Lumpy Skin Disease in Cattle

Take all measures to stop further spread of the disease
[Representational Image]
[Representational Image] Special arrangement

The Department of Animal Husbandry must take all necessary steps to stop the spread of Lumpy Skin Disease (LSD), an infectious viral disease, in cattle. The disease was noticed among the cattle several months back.

The ailment among the cattle was limited to small pockets in Jammu and Kashmir at that time. But as the time passed, the disease spread fast due to lack of preventive and other related measures. Initially, the concerned department seemed clueless to deal with it.

Later, while some measures were taken those proved either insufficient or late. The disease continues to spread even now. The authorities must take effective measures to contain it.
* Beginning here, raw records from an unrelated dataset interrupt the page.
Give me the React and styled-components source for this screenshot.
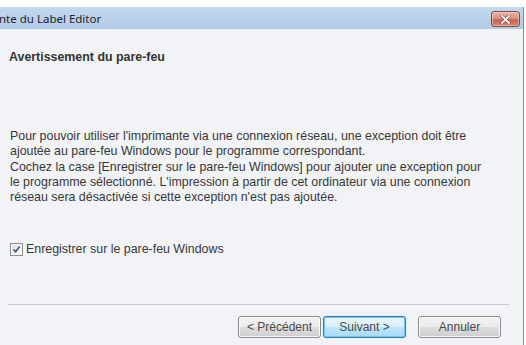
import React, { useState } from "react";
import styled, { createGlobalStyle } from "styled-components";

const GlobalStyle = createGlobalStyle`
  html, body {
    margin: 0;
    padding: 0;
    background: #ffffff;
  }
  * {
    box-sizing: border-box;
  }
`;

const Page = styled.div`
  width: 526px;
  height: 345px;
  padding-top: 7px;
  background: #ffffff;
  overflow: hidden;
`;

const Window = styled.div`
  width: 524px;
  height: 338px;
  display: flex;
  flex-direction: column;
  border-right: 1px solid #7f93ab;
`;

const TitleBar = styled.div`
  height: 22px;
  display: flex;
  align-items: center;
  justify-content: space-between;
  padding-right: 3px;
  background: linear-gradient(to bottom, #c4d8ee 0%, #b9d1ea 50%, #b3cbe7 100%);
`;

const TitleText = styled.span`
  font-family: "Noto Sans", "DejaVu Sans", sans-serif;
  font-size: 11.5px;
  color: #1c2430;
  margin-left: -1px;
  white-space: nowrap;
`;

const CloseButton = styled.div`
  width: 29px;
  height: 16px;
  margin-top: 2px;
  border: 1px solid #7a4a44;
  border-radius: 3px;
  display: flex;
  align-items: center;
  justify-content: center;
  background: linear-gradient(
    to bottom,
    #e8b3a8 0%,
    #db9585 45%,
    #c9634f 55%,
    #d68472 100%
  );
  box-shadow: inset 0 0 0 1px rgba(255, 215, 205, 0.5);
`;

const Content = styled.div`
  flex: 1;
  display: flex;
  flex-direction: column;
  background: #f1f3f6;
  padding: 21px 0 0 0;
  font-family: "Liberation Sans", Arial, sans-serif;
  font-size: 12.4px;
  color: #383838;
`;

const Heading = styled.div`
  font-weight: bold;
  line-height: 15px;
  margin-left: 9px;
  color: #333333;
`;

const Message = styled.p`
  margin: 64px 0 0 10px;
  line-height: 15.25px;
  white-space: nowrap;
`;

const CheckRow = styled.label`
  display: flex;
  align-items: center;
  gap: 3px;
  margin: 36px 0 0 10px;
  height: 16px;
  cursor: pointer;
`;

const Box = styled.span`
  width: 13px;
  height: 13px;
  border: 1px solid #8f8f8f;
  background: linear-gradient(to bottom right, #dcdcdc, #ffffff);
  display: flex;
  align-items: center;
  justify-content: center;
  box-shadow: inset 0 0 0 1px #f4f4f4;
`;

const Separator = styled.div`
  height: 1px;
  margin: 47px 14px 0 8px;
  background: #c7cbd1;
`;

const ButtonBar = styled.div`
  display: flex;
  justify-content: flex-end;
  margin-top: 11px;
  padding-right: 22px;
`;

const Button = styled.button`
  width: 83px;
  height: 22px;
  margin-left: ${(props) => props.gap || 0}px;
  padding: 0;
  border: 1px solid ${(props) => (props.focused ? "#3c7fb1" : "#8a8a8a")};
  border-radius: 3px;
  font-family: "Liberation Sans", Arial, sans-serif;
  font-size: 12px;
  color: #4a4a4a;
  background: ${(props) =>
    props.focused
      ? "linear-gradient(to bottom, #eaf6fd 0%, #d9f0fc 50%, #bee6fd 51%, #a7d9f5 100%)"
      : "linear-gradient(to bottom, #f2f2f2 0%, #ebebeb 50%, #dddddd 51%, #cfcfcf 100%)"};
  box-shadow: ${(props) =>
    props.focused
      ? "inset 0 0 0 1px #6fc4f0, 0 0 1px #5aa7d8"
      : "inset 0 0 0 1px #fcfcfc"};
`;

const CheckMark = () => (
  <svg width="9" height="9" viewBox="0 0 9 9">
    <path
      d="M1.5 4.5 L3.6 6.8 L7.6 1.5"
      fill="none"
      stroke="#3c5a7e"
      strokeWidth="1.6"
    />
  </svg>
);

const CloseX = () => (
  <svg width="11" height="9" viewBox="0 0 11 9">
    <path
      d="M2 1 L9 8 M9 1 L2 8"
      stroke="#7a3a30"
      strokeWidth="3"
      strokeLinecap="square"
    />
    <path
      d="M2 1 L9 8 M9 1 L2 8"
      stroke="#ffffff"
      strokeWidth="1.8"
      strokeLinecap="square"
    />
  </svg>
);

export default function App() {
  const [checked, setChecked] = useState(true);

  return (
    <>
      <GlobalStyle />
      <Page>
        <Window>
          <TitleBar>
            <TitleText>nte du Label Editor</TitleText>
            <CloseButton>
              <CloseX />
            </CloseButton>
          </TitleBar>
          <Content>
            <Heading>Avertissement du pare-feu</Heading>
            <Message>
              Pour pouvoir utiliser l'imprimante via une connexion réseau, une exception doit être
              <br />
              ajoutée au pare-feu Windows pour le programme correspondant.
              <br />
              Cochez la case [Enregistrer sur le pare-feu Windows] pour ajouter une exception pour
              <br />
              le programme sélectionné. L'impression à partir de cet ordinateur via une connexion
              <br />
              réseau sera désactivée si cette exception n'est pas ajoutée.
            </Message>
            <CheckRow onClick={() => setChecked(!checked)}>
              <Box>{checked && <CheckMark />}</Box>
              Enregistrer sur le pare-feu Windows
            </CheckRow>
            <Separator />
            <ButtonBar>
              <Button>&lt; Précédent</Button>
              <Button gap={2} focused>
                Suivant &gt;
              </Button>
              <Button gap={12}>Annuler</Button>
            </ButtonBar>
          </Content>
        </Window>
      </Page>
    </>
  );
}
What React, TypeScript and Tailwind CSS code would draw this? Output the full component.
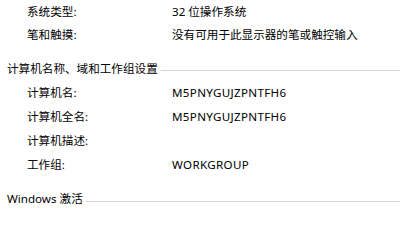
import React from "react";

const font = {
  fontFamily: '"Noto Sans", "Noto Sans CJK SC", sans-serif',
};

function Row({
  label,
  value,
  h = "h-[24px]",
  latin = false,
}: {
  label: string;
  value: string;
  h?: string;
  latin?: boolean;
}) {
  return (
    <div className={`flex items-center ${h}`}>
      <div className="w-[172px] pl-[27px] shrink-0">{label}</div>
      <div className={latin ? "tracking-[0.33px]" : ""}>{value}</div>
    </div>
  );
}

function Header({ title, className = "" }: { title: string; className?: string }) {
  return (
    <div className={`flex items-center h-[24px] pl-[7px] ${className}`}>
      <span className="whitespace-nowrap">{title}</span>
      <div className="flex-1 h-px bg-[#d4d4d4] ml-[3px] mt-[4px]" />
    </div>
  );
}

export default function App() {
  return (
    <div
      className="w-[400px] h-[205px] overflow-hidden bg-white text-[11.6px] text-black leading-none"
      style={font}
    >
      <Row label="系统类型:" value="32 位操作系统" h="h-[23px]" />
      <Row label="笔和触摸:" value="没有可用于此显示器的笔或触控输入" h="h-[23px]" />
      <Header title="计算机名称、域和工作组设置" className="mt-[10.7px]" />
      <Row label="计算机名:" value="M5PNYGUJZPNTFH6" latin />
      <Row label="计算机全名:" value="M5PNYGUJZPNTFH6" latin />
      <Row label="计算机描述:" value="" />
      <Row label="工作组:" value="WORKGROUP" latin />
      <Header title="Windows 激活" className="mt-[10.5px]" />
    </div>
  );
}
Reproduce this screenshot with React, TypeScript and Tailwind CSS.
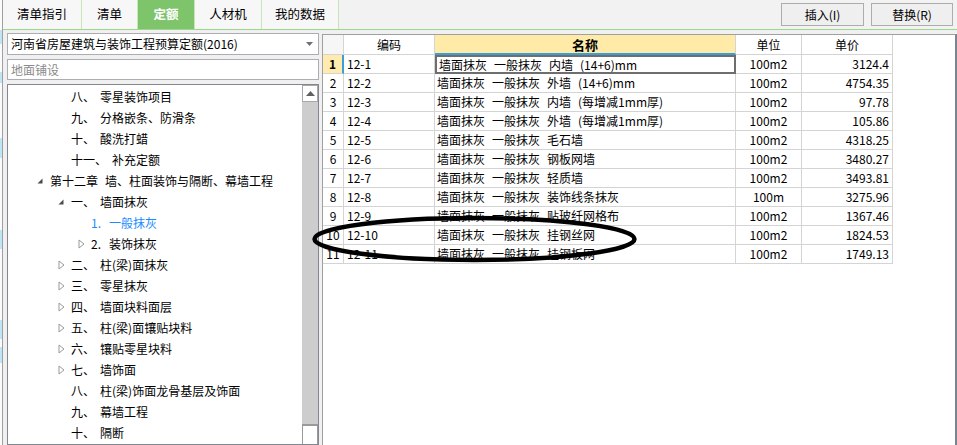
import React from "react";

type Row = { n: number; code: string; name: string[]; unit: string; price: string };

const rows: Row[] = [
  { n: 1, code: "12-1", name: ["墙面抹灰", "一般抹灰", "内墙", "(14+6)mm"], unit: "100m2", price: "3124.4" },
  { n: 2, code: "12-2", name: ["墙面抹灰", "一般抹灰", "外墙", "(14+6)mm"], unit: "100m2", price: "4754.35" },
  { n: 3, code: "12-3", name: ["墙面抹灰", "一般抹灰", "内墙", "(每增减1mm厚)"], unit: "100m2", price: "97.78" },
  { n: 4, code: "12-4", name: ["墙面抹灰", "一般抹灰", "外墙", "(每增减1mm厚)"], unit: "100m2", price: "105.86" },
  { n: 5, code: "12-5", name: ["墙面抹灰", "一般抹灰", "毛石墙"], unit: "100m2", price: "4318.25" },
  { n: 6, code: "12-6", name: ["墙面抹灰", "一般抹灰", "钢板网墙"], unit: "100m2", price: "3480.27" },
  { n: 7, code: "12-7", name: ["墙面抹灰", "一般抹灰", "轻质墙"], unit: "100m2", price: "3493.81" },
  { n: 8, code: "12-8", name: ["墙面抹灰", "一般抹灰", "装饰线条抹灰"], unit: "100m", price: "3275.96" },
  { n: 9, code: "12-9", name: ["墙面抹灰", "一般抹灰", "贴玻纤网格布"], unit: "100m2", price: "1367.46" },
  { n: 10, code: "12-10", name: ["墙面抹灰", "一般抹灰", "挂钢丝网"], unit: "100m2", price: "1824.53" },
  { n: 11, code: "12-11", name: ["墙面抹灰", "一般抹灰", "挂钢板网"], unit: "100m2", price: "1749.13" },
];

type TreeItem = {
  level: 0 | 1 | 2;
  icon: "none" | "open" | "closed";
  prefix: string;
  label: string;
  blue?: boolean;
};

const tree: TreeItem[] = [
  { level: 1, icon: "none", prefix: "八、", label: "零星装饰项目" },
  { level: 1, icon: "none", prefix: "九、", label: "分格嵌条、防滑条" },
  { level: 1, icon: "none", prefix: "十、", label: "酸洗打蜡" },
  { level: 1, icon: "none", prefix: "十一、", label: "补充定额" },
  { level: 0, icon: "open", prefix: "第十二章", label: "墙、柱面装饰与隔断、幕墙工程" },
  { level: 1, icon: "open", prefix: "一、", label: "墙面抹灰" },
  { level: 2, icon: "none", prefix: "1.", label: "一般抹灰", blue: true },
  { level: 2, icon: "closed", prefix: "2.", label: "装饰抹灰" },
  { level: 1, icon: "closed", prefix: "二、", label: "柱(梁)面抹灰" },
  { level: 1, icon: "closed", prefix: "三、", label: "零星抹灰" },
  { level: 1, icon: "closed", prefix: "四、", label: "墙面块料面层" },
  { level: 1, icon: "closed", prefix: "五、", label: "柱(梁)面镶贴块料" },
  { level: 1, icon: "closed", prefix: "六、", label: "镶贴零星块料" },
  { level: 1, icon: "closed", prefix: "七、", label: "墙饰面" },
  { level: 1, icon: "none", prefix: "八、", label: "柱(梁)饰面龙骨基层及饰面" },
  { level: 1, icon: "none", prefix: "九、", label: "幕墙工程" },
  { level: 1, icon: "none", prefix: "十、", label: "隔断" },
];

const strip: [number, boolean][] = [
  [30, false], [14, true], [28, false], [11, true], [55, false], [20, true],
  [72, false], [19, true], [71, false], [19, true], [8, false], [16, true], [80, false],
];

function TreeIcon({ kind }: { kind: TreeItem["icon"] }) {
  if (kind === "open")
    return (
      <svg width="6" height="6" viewBox="0 0 6 6" className="ml-[1px] mt-[1px]">
        <polygon points="5.5,0.5 5.5,5.5 0.5,5.5" fill="#4a4a4a" />
      </svg>
    );
  if (kind === "closed")
    return (
      <svg width="7" height="10" viewBox="0 0 7 10" className="ml-[1px]">
        <polygon points="1,1 6,5 1,9" fill="white" stroke="#9a9a9a" strokeWidth="1" />
      </svg>
    );
  return null;
}

export default function App() {
  return (
    <div className="relative flex w-[957px] h-[445px] overflow-hidden bg-[#f0f0f0] text-black font-['Noto_Sans_CJK_SC',sans-serif] text-[12px] leading-none">
      {/* left peek strip */}
      <div className="w-[3px] h-full flex flex-col border-r border-[#a0a0a0] bg-[#fbfbfb]">
        {strip.map(([h, b], i) => (
          <div key={i} className={b ? "bg-[#bfe6f7]" : "bg-[#fbfbfb]"} style={{ height: h }} />
        ))}
      </div>

      <div className="flex-1 flex flex-col min-w-0">
        {/* top bar */}
        <div className="h-[30px] flex border-b border-[#9fd68f] bg-[#f2f2f2] shrink-0">
          <div className="w-[79px] flex items-center justify-center border-r border-[#c6e6ba] bg-[#f7f7f7] text-[12.5px]">清单指引</div>
          <div className="w-[56px] flex items-center justify-center border-r border-[#c6e6ba] bg-[#f7f7f7] text-[12.5px]">清单</div>
          <div className="w-[57px] flex items-center justify-center border-r border-[#c6e6ba] bg-[#7dc46b] text-white font-bold text-[12.5px]">定额</div>
          <div className="w-[67px] flex items-center justify-center border-r border-[#c6e6ba] bg-[#f7f7f7] text-[12.5px]">人材机</div>
          <div className="w-[77px] flex items-center justify-center border-r border-[#c6e6ba] bg-[#f7f7f7] text-[12.5px]">我的数据</div>
          <div className="flex-1" />
          <div className="flex gap-[7px] pt-[3px] pr-[4px]">
            <div className="w-[83px] h-[23px] flex items-center justify-center border border-[#adadad] bg-[#efefef]">插入(I)</div>
            <div className="w-[82px] h-[23px] flex items-center justify-center border border-[#adadad] bg-[#efefef]">替换(R)</div>
          </div>
        </div>

        {/* body */}
        <div className="flex-1 flex min-h-0">
          {/* left panel */}
          <div className="w-[317px] flex flex-col pl-[4px] pr-[1px] pt-[3px] gap-[4px]">
            <div className="h-[22px] flex items-center border border-[#abadb3] bg-white pl-[3px] pr-[5px]">
              <span className="flex-1">河南省房屋建筑与装饰工程预算定额(2016)</span>
              <svg width="7" height="4" viewBox="0 0 7 4">
                <polygon points="0,0 7,0 3.5,4" fill="#707070" />
              </svg>
            </div>
            <div className="h-[21px] flex items-center border border-[#abadb3] bg-white pl-[3px] text-[#8a8a8a]">地面铺设</div>
            <div className="flex-1 flex border border-[#828790] bg-white min-h-0">
              <div className="flex-1 pt-[1px]">
                {tree.map((t, i) => {
                  const pl = t.level === 0 ? 28 : t.level === 1 ? 49 : 69;
                  return (
                    <div key={i} className="h-[21px] flex items-center" style={{ paddingLeft: pl }}>
                      <div className="w-[14px] flex items-center">
                        <TreeIcon kind={t.icon} />
                      </div>
                      <span className={t.blue ? "text-[#1a8cff]" : ""}>{t.prefix}</span>
                      <span className={(t.blue ? "text-[#1a8cff] " : "") + (t.level === 0 ? "ml-[7px]" : t.level === 2 ? "ml-[8px]" : "ml-[5px]")}>
                        {t.label}
                      </span>
                    </div>
                  );
                })}
              </div>
              <div className="w-[16px] flex flex-col bg-[#cdcdcd]">
                <div className="h-[17px] bg-white border border-[#a8a8a8] flex items-center justify-center">
                  <svg width="9" height="5" viewBox="0 0 9 5">
                    <polygon points="0,5 9,5 4.5,0" fill="#606060" />
                  </svg>
                </div>
                <div className="flex-1" />
                <div className="h-[20px] bg-white border-t-[2px] border-x border-[#9a9a9a]" />
              </div>
            </div>
          </div>

          {/* right panel */}
          <div className="flex-1 pl-[2px] pt-[4px] flex">
            <div className="flex-1 border-l border-t border-[#a0a0a0] border-r-[2px] border-r-[#7a8590] bg-white">
              {/* header */}
              <div className="flex h-[20px]">
                <div className="w-[21px] border-r border-b border-[#d4d4d4] bg-[#f6f6f6]" />
                <div className="w-[91px] flex items-center justify-center border-r border-b border-[#d4d4d4]">编码</div>
                <div className="w-[301px] flex items-center justify-center border-r border-[#d4d4d4] border-b-[2px] border-b-[#3a9fd5] bg-[#ffeaa8] font-bold text-[13px]">名称</div>
                <div className="w-[66px] flex items-center justify-center border-r border-b border-[#d4d4d4]">单位</div>
                <div className="w-[91px] flex items-center justify-center border-r border-b border-[#d4d4d4]">单价</div>
              </div>
              {rows.map((r) => {
                const sel = r.n === 1;
                return (
                  <div key={r.n} className="flex h-[19px]">
                    <div
                      className={
                        "w-[21px] flex items-center justify-center border-b border-[#d4d4d4] " +
                        (sel ? "bg-[#ffeab0] font-bold border-r-[2px] border-r-[#3a9fd5]" : "border-r")
                      }
                    >
                      {r.n}
                    </div>
                    <div className="w-[91px] flex items-center pl-[3px] border-r border-b border-[#d4d4d4]">{r.code}</div>
                    <div
                      className={
                        "w-[301px] flex items-center pl-[2px] gap-[7px] " +
                        (sel ? "border-[2px] border-[#6e6e6e]" : "border-r border-b border-[#d4d4d4]")
                      }
                    >
                      {r.name.map((p, i) => (
                        <span key={i}>{p}</span>
                      ))}
                    </div>
                    <div className="w-[66px] flex items-center justify-center border-r border-b border-[#d4d4d4]">{r.unit}</div>
                    <div className="w-[91px] flex items-center justify-end pr-[3px] border-r border-b border-[#d4d4d4]">{r.price}</div>
                  </div>
                );
              })}
            </div>
          </div>
        </div>
      </div>

      {/* hand-drawn ellipse annotation */}
      <svg className="absolute left-0 top-0 pointer-events-none" width="957" height="445" viewBox="0 0 957 445">
        <ellipse cx="474.5" cy="239" rx="160" ry="21" fill="none" stroke="#000" strokeWidth="4.5" />
      </svg>
    </div>
  );
}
While the mortality rate is said to be low but reports that milk production gets reduced in the infected cattle after recovery from the disease continues to be the cause of concern among the farmers.

According to official figures more than 72, 000 cattle have been affected by LSD in Jammu and Kashmir so far. The recovery rate of 90 percent and average fatality rate of around four percent has also been reported. Till August this year, 12,831 cattle were affected.

So the spread of disease could not be stopped effectively since August and that is why thousands of cattle got infected and hundreds died also. As the disease began to spread, there was panic among the farmers. They alleged that vaccination of the cattle was not being done and that there was no testing for the disease.

Now the authorities say that 96 percent eligible cattle has been vaccinated against the LSD. There is also immediate need to lower the mortality rate.

The farmers must also listen to the advice of experts and should continue giving recommended treatment to the infected animals for at least 10 days, post recovery, to prevent death caused due to thromboembolism.

According to experts, LSD is transmitted by blood-feeding insects, such as certain species of flies and mosquitoes, or ticks. It causes fever, nodules on the skin in animals and can also lead to death. Last year also the disease was noticed among the cattle at some places.

But this year it spread fast and infected the cattle in vast area of Jammu and Kashmir.

The outbreak of disease is a concern not only in Jammu and Kashmir, but also in other states and union territories, where thousands of cattle died and lakhs others got infected.

Jammu and Kashmir has a livestock population of 31 lakh including 11.4 lakh in Kashmir. All efforts must be made to keep the cattle safe.